There was, particularly amongst veterans who had been captured and imprisoned in harsh POW camps, a great deal of animosity which lasted decades after the war.
An 1949 article in the former Melbourne newspaper The Argus quotes an RSL spokesman saying:
Australian ex-servicemen would seriously resent the importation of Japanese cars to Australia
In 1970, Bill Bourke, the managing director of Ford Australia, was quoted in the Sydney Morning Herald saying:
I have told our dealers that we are looking forward to the day we don't see any Japanese cars in R.S.L. parking lots.
He wanted to sell more Australian-made cars, but the clear implication there is that Japanese cars could be found in RSL parking lots in the 60s.
Roger Pulver's article for Japan times may have been the source for Abbott's statement there:
For example, Japanese cars were not welcome in parking lots of clubs run by the country’s leading war veterans’ organization, the Returned and Services League of Australia.

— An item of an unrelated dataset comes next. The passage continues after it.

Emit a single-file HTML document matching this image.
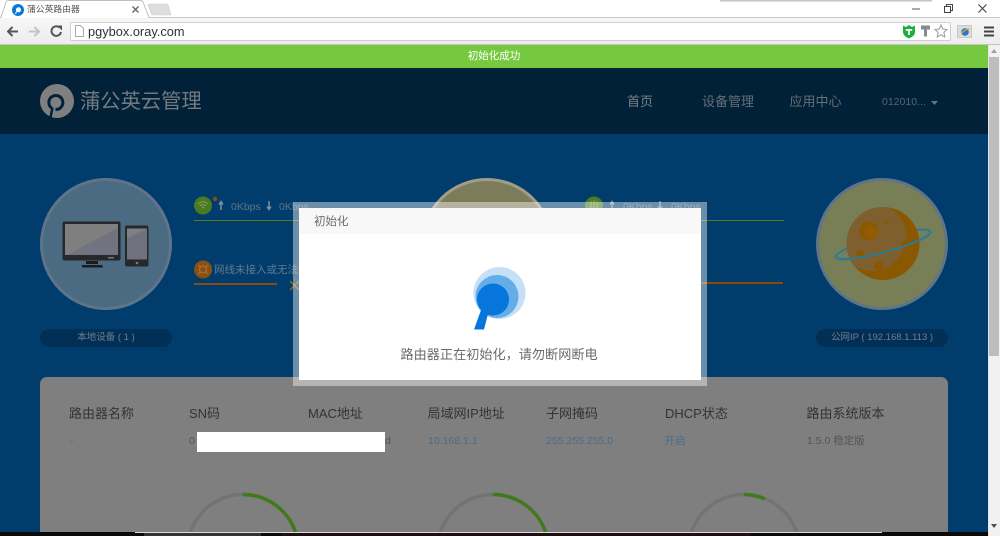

However, Menzies retired in 1966, Bourke's quote implied that Japanese cars had not been banned from RSLs as at 1970 and Pulver first came to Australia in 1972, so it doesn't really support the speech's chronology.
At the end of the day, it seems that practicality was the determinining factor.
Not buying Japanese brands and Japanese made products was one common attitude. After the war, Jared and his wife had only item in the home that was Japanese made – their family Toyota car. Their story was a familiar one; many former Australian POWs families would have preferred not to buy Japanese cars if it had not been for their cheaper prices.